[START OF Records provided]
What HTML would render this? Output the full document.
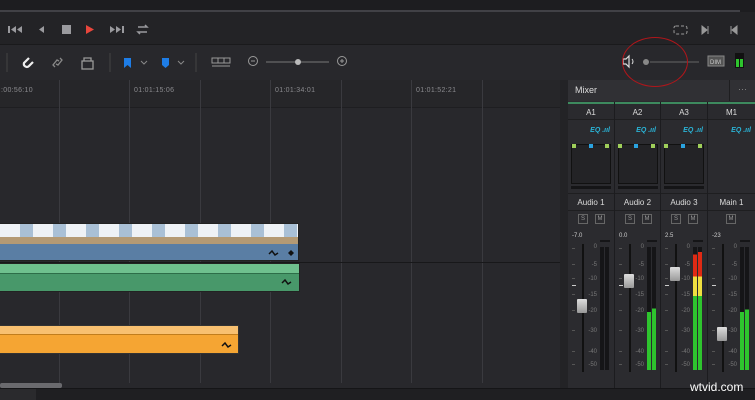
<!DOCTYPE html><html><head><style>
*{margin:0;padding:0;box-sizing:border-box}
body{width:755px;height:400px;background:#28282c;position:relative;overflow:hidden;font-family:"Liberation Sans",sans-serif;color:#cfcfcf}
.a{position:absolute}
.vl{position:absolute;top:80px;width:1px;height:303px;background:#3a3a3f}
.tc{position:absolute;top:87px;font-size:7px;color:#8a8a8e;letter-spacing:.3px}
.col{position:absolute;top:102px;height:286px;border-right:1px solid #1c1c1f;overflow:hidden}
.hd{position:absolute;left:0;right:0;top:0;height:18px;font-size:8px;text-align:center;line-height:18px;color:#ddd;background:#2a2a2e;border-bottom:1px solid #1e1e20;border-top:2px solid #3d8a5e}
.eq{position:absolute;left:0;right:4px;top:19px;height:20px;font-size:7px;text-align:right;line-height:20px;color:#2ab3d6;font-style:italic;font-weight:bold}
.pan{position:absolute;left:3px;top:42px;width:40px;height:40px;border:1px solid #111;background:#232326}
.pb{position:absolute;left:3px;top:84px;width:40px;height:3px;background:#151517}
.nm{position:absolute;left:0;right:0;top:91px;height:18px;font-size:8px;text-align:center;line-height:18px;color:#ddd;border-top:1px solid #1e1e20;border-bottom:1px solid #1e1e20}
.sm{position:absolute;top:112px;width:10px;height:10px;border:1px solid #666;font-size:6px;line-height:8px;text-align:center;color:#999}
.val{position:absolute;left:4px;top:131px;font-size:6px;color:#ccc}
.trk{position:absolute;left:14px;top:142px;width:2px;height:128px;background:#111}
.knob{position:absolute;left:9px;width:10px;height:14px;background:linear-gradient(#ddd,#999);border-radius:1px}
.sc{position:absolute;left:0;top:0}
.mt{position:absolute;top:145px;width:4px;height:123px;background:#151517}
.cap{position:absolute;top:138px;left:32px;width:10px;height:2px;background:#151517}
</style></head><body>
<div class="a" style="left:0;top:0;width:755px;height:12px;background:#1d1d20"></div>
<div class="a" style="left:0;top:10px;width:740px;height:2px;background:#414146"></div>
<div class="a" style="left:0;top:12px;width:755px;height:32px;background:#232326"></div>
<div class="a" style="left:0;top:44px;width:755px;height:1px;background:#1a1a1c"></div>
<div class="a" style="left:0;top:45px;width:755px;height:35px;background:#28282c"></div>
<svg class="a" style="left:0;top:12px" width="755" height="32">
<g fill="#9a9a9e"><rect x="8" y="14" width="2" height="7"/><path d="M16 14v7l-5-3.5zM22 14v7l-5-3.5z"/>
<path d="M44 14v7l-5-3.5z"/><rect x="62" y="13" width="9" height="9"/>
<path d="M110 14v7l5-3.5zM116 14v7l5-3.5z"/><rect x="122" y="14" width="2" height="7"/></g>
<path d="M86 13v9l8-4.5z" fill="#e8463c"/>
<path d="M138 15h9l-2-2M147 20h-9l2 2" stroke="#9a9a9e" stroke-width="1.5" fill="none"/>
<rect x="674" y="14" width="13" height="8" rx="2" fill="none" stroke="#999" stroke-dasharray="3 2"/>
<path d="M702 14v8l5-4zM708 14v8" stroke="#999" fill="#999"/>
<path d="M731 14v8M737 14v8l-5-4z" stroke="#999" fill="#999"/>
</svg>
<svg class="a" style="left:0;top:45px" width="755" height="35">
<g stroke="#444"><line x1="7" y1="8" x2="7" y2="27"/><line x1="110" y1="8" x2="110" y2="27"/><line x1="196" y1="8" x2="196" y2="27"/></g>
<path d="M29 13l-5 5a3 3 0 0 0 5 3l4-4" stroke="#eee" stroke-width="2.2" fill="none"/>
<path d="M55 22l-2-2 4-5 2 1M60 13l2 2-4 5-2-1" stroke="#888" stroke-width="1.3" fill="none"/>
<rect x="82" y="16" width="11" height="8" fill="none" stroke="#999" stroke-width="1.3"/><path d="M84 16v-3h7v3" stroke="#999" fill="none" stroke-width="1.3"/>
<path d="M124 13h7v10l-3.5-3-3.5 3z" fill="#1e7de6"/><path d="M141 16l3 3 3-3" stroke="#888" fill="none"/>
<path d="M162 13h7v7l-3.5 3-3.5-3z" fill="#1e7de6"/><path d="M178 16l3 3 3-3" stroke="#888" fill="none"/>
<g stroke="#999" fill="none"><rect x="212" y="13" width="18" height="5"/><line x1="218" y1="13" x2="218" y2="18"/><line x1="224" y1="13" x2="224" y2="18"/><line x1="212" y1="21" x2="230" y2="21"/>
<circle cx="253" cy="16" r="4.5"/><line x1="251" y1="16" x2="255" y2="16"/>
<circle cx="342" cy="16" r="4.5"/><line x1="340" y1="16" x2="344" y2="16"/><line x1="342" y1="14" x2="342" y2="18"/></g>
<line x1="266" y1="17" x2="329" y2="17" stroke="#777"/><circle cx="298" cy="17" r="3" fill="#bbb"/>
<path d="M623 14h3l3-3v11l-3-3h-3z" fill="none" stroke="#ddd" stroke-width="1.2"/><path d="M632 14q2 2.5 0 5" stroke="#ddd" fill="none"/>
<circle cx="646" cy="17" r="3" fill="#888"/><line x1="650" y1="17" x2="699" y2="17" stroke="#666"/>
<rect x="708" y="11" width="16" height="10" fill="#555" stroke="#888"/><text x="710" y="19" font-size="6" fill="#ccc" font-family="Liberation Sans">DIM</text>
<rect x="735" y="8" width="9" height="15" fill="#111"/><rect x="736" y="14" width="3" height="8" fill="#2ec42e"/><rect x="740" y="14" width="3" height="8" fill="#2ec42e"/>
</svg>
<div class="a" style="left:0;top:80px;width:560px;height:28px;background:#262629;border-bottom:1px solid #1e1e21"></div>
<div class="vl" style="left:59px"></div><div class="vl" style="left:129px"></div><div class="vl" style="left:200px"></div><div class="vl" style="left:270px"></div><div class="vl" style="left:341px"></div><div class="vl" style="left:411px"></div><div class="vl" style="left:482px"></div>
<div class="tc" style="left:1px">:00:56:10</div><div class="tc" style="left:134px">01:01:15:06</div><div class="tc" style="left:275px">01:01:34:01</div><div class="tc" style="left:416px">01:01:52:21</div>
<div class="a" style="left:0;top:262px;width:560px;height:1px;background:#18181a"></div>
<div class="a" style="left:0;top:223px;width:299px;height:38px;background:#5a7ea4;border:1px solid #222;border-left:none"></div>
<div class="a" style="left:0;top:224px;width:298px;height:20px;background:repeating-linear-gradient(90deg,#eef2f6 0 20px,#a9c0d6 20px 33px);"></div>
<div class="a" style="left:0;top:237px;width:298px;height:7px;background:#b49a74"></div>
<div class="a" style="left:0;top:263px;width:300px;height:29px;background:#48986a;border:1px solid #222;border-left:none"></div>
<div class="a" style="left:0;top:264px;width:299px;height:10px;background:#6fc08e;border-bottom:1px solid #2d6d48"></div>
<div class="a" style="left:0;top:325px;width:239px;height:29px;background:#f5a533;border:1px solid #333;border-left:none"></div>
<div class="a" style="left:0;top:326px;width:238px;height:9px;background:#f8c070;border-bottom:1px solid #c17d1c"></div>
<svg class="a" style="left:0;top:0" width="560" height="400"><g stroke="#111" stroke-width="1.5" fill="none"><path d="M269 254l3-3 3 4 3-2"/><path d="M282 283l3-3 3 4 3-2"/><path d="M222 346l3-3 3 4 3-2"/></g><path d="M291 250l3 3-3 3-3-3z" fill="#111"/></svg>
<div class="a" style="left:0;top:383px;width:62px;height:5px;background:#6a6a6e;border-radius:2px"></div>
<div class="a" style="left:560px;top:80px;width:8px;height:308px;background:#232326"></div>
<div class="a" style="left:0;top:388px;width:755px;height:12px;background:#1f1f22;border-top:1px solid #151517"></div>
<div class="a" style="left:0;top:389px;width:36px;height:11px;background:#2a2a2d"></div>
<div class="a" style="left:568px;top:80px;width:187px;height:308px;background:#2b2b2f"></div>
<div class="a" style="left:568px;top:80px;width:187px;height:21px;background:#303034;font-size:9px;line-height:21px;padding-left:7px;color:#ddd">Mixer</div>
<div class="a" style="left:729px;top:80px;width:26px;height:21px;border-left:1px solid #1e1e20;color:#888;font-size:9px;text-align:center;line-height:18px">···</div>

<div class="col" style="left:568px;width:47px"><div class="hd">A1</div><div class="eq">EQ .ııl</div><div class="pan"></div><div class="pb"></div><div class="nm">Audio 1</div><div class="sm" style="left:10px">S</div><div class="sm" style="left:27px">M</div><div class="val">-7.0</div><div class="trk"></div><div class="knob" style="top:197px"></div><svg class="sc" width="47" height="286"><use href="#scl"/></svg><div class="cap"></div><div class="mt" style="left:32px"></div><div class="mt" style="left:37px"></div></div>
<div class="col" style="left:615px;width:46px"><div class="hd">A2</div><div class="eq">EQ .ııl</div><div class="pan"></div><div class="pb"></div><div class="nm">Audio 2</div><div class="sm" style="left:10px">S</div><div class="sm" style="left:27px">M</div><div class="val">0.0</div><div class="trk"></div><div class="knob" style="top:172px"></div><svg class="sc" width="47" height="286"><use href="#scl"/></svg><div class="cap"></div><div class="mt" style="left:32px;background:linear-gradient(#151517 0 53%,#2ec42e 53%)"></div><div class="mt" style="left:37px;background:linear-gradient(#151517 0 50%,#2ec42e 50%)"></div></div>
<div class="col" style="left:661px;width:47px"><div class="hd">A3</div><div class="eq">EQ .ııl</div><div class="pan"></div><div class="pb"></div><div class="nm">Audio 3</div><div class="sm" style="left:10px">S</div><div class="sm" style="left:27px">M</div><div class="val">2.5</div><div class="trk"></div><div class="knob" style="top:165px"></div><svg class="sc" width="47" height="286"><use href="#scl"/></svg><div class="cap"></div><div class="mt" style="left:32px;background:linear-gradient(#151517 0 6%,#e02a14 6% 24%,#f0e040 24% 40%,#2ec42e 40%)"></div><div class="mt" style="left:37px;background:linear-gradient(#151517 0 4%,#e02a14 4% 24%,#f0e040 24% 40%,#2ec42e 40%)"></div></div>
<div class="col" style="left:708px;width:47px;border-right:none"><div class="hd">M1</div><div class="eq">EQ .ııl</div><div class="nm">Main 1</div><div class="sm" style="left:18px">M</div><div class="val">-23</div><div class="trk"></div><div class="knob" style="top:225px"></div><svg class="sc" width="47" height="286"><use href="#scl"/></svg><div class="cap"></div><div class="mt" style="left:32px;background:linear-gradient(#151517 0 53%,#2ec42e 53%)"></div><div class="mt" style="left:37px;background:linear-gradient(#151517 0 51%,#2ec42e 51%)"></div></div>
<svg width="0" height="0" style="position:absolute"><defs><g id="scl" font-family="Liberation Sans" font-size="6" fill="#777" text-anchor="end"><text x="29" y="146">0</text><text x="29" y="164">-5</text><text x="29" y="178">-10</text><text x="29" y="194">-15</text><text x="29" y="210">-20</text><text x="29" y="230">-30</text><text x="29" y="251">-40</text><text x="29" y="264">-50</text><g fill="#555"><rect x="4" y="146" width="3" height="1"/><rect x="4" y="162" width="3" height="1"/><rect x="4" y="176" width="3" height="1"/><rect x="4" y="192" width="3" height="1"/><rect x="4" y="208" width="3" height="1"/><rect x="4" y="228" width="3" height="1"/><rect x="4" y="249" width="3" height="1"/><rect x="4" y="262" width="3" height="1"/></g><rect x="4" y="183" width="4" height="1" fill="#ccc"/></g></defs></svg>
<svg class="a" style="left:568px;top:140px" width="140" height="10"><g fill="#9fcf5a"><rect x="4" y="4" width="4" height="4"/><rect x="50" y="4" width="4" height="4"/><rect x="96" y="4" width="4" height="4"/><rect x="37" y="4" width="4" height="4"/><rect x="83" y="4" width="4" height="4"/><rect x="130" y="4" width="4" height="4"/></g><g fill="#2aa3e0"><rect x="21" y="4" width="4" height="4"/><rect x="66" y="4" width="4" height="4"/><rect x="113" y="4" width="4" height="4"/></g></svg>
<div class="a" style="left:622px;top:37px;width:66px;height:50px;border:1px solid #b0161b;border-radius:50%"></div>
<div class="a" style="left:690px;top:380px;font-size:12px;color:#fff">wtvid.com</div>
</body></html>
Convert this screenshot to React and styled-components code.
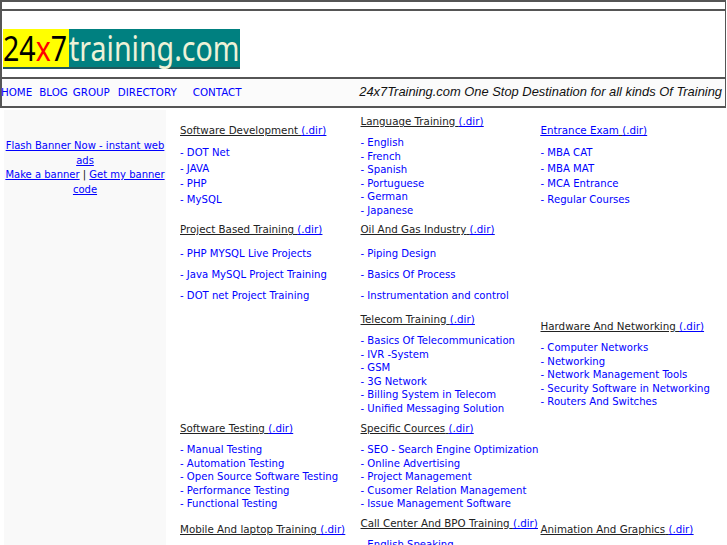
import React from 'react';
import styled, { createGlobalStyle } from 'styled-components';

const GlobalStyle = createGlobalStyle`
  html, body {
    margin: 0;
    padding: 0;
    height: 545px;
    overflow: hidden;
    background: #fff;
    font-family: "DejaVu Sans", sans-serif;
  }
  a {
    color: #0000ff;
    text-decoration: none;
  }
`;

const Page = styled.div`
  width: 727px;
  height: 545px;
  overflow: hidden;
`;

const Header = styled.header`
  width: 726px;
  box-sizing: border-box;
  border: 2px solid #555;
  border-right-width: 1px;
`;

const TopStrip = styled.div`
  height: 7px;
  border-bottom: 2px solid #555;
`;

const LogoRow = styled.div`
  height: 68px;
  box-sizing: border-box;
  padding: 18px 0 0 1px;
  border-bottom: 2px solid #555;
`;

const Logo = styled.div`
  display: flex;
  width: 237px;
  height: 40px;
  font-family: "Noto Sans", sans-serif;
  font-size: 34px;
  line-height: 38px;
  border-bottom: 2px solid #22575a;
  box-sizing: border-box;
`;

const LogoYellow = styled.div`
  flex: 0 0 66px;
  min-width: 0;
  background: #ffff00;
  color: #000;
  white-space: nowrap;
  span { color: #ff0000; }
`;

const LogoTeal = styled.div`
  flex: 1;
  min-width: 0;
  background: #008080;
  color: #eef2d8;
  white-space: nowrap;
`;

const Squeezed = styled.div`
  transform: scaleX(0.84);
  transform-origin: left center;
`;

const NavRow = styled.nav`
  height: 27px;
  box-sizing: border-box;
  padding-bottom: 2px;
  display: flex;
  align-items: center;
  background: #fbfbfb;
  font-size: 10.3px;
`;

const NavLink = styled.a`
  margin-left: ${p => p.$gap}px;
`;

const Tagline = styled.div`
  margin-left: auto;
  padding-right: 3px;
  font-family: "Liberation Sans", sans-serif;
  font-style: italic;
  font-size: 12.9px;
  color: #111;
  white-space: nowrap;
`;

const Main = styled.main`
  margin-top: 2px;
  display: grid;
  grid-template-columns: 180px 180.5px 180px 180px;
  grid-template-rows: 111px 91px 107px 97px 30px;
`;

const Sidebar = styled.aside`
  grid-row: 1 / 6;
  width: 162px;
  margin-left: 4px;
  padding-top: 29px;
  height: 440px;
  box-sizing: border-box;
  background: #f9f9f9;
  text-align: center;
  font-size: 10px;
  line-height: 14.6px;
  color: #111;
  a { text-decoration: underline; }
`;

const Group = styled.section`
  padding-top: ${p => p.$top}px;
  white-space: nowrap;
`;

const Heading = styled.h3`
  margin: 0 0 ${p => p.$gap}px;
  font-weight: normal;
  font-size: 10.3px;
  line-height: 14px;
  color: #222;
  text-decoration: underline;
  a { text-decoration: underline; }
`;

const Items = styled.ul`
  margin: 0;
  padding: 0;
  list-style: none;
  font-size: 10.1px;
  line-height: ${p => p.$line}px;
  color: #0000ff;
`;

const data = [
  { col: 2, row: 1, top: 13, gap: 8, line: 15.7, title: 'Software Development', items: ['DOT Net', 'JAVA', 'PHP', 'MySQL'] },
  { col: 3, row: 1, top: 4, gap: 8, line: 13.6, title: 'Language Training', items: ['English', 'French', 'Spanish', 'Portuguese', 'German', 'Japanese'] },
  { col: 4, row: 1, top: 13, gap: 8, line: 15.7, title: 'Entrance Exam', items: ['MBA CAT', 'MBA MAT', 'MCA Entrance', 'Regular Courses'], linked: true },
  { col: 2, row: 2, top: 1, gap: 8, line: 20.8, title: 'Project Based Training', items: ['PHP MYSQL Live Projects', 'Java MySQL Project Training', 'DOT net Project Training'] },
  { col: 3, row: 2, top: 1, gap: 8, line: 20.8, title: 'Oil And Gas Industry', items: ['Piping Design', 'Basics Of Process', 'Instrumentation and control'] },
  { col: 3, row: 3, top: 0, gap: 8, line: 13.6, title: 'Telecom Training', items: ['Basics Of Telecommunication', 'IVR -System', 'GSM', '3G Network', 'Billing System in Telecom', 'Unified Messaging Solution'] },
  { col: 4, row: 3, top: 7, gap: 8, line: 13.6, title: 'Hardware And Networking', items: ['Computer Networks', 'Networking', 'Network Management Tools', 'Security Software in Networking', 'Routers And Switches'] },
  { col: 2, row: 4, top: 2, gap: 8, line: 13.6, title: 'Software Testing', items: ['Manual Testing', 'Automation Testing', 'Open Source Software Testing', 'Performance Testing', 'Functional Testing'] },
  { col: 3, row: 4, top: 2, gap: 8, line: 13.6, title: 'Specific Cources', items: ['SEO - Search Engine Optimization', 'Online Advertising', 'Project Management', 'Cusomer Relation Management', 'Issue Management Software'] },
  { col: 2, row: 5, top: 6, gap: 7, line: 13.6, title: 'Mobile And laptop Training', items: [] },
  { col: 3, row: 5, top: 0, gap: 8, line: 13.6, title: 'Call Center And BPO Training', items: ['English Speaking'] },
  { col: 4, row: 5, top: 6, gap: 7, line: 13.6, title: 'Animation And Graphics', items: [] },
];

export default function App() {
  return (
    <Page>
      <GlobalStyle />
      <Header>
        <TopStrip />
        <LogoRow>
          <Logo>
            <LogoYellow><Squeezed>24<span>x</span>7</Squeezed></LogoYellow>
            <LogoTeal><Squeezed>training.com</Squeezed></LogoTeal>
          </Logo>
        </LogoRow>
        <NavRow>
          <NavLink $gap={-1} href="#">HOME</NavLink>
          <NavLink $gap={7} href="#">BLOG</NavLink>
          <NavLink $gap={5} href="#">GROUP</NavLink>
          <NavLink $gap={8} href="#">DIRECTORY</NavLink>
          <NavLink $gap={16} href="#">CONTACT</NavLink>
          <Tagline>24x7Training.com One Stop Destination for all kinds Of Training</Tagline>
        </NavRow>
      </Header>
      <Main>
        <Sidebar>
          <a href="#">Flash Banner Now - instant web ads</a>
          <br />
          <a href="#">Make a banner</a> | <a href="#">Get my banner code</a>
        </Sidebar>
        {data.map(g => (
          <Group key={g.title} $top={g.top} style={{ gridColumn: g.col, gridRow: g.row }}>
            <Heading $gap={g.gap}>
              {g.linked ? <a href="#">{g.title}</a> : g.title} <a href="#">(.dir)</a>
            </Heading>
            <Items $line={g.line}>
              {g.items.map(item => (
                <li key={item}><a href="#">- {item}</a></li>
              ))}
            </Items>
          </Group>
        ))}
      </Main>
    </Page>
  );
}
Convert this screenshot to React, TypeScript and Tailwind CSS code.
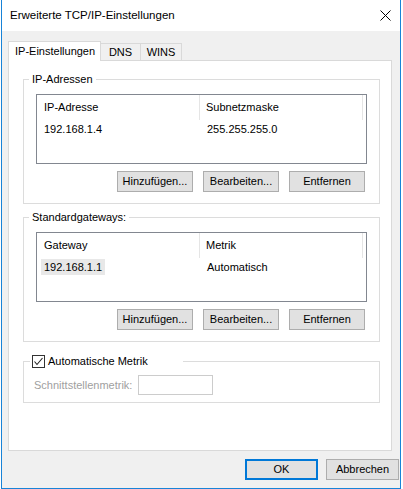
[END OF Records provided]
**Given request**
Select and copy every line of the material that holds the string "this".

**Answer to the task**
What HTML would render this? Output the full document.
Convert this screenshot to React and styled-components code.
Convert this screenshot to React, TypeScript and Tailwind CSS code.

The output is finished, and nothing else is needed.